8 Tips for Refinancing as Mortgage Rates Rise

by | Oct 25, 2018 | Real Estate Financial Help, Refinancing

If you want to refinance, but mortgage rates are rising. Don’t worry you haven’t missed the boat on you refi opportunity. Mortgage rates are still historically low, and they aren’t expected to exceed 6% in 2018, according to many economists and mortgage analysts. So here are eight tips to help you successfully refinance your mortgage as rates rise.

Make Your Move Fast

Even though rates aren’t expected to shoot through the roof this year, they’ll likely stay on a steady, upward trajectory. If you’re thinking about refinancing, now is probably the time to do it. It’s worth doing your research to see what rate you can get and then acting swiftly before it’s too late.

Prepare In Case Rates Drop

You’ll want to get your refinance application in as soon as possible, not only to catch low rates before they rise but also to avoid a backup in refinance applications should rates suddenly fall. This is the biggest mistake people make. If you’re not in the pipeline ready to go when the interest rates start moving down, all of a sudden you have to get in the back of the line, and oftentimes you miss te dip in the rates.

You’re not obligated to lock in a rate when you submit your application. You can wait and watch the market for as long as you want. If you’re not ready to submit your application just yer, work on keeping your credit score up, have your financial documents ready to go, and save money for the upfront refinancing fees. Just remember that rates are rising slowly but steadily.

Make Sure Your Credit Score is in Good Shape

Acting fast on a refinance may not be worth it if your credit score isn’t in top shape. Your credit score plays a big part in the rate you can get on a mortgage. Just because low rates are out there doesn’t mean you’ll qualify for them.

Some ways that you can work on your credit include checking your credit report for errors, paying your bills on time and keeping a safe distance from your credit limit. Mortgage rates aren’t going to go a full point between now and the next three months. Taking the time to get your credit score to a place where you qualify for the best possible rate could make a huge difference over the course of a 30-year mortgage.
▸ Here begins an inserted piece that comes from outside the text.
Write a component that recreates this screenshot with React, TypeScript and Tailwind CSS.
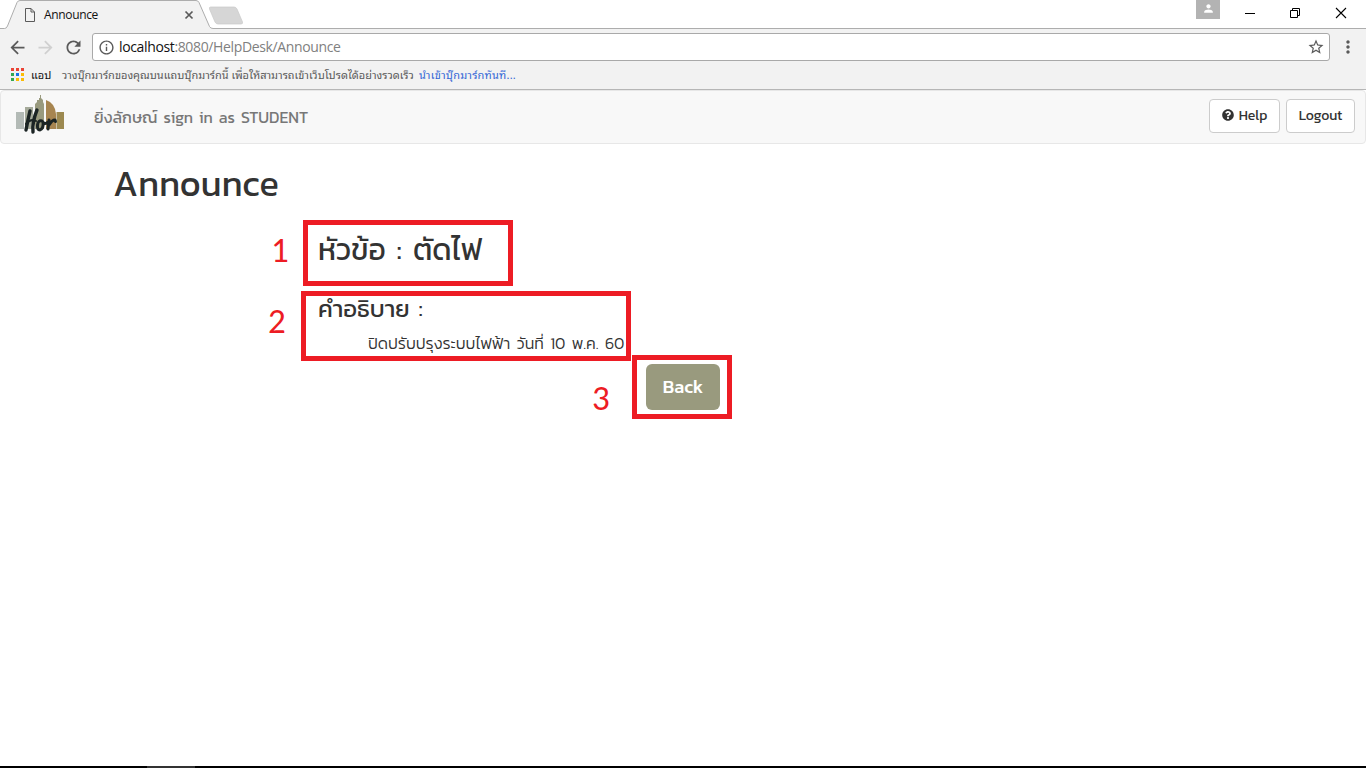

Using rising Home Prices to Your Advantage

Along with rates, home values are rising. Now might be a good opportunity for you to tap into your home’s equity through a cash-out refinance. If you do so, proceed with caution. It’s risky to spend the proceeds from a cash-out refi on things that don’t rebuild your equity, like a car. You can also access your home’s increasing value through a home equity loan or home equity line of credit.

Refinance to a Shorter Term

Refinancing into a shorter-term fixed-rate loan can save you money in two ways: the interest rate is lower than a 30-year fixed-rate loan, and the shorter terms means you’ll save more money over the life of the loan by paying less interest.

Here’s an example: For a 30-year, $300,000 mortgage taken out in 2010 with a 4.75% fixed interest rate. Then refinance it to a 15-year mortgage with a 3.5% fixed interest rate. Savings equated to $52,975 over 15 years. While your original monthly payment of $1,565 would take on an extra $311 each month, you would save more money in the long run and build equity faster.

Pay Points

Before your loan closes, you’ll have the option to pay points on your mortgage, which is paying money upfront, to permanently lower your interest rate.

While one point equals 1% of your loan amount, you won’t always have the option to pay in full points. The amount of money you have to pay to buy down your rate depends on the interest rate market. If the market is volatile, then you’ll probably have to pay more to buy down the rate. But if the market is stable, then you’ll pay less.

Refinance Out of an ARM, HELOC

If you’re concerned about the interest rate rising on your adjustable-rate mortgage or on your home equity line of credit, refinancing to a fixed-rate product can allow you to lock in a new rate to make your monthly payments more predictable.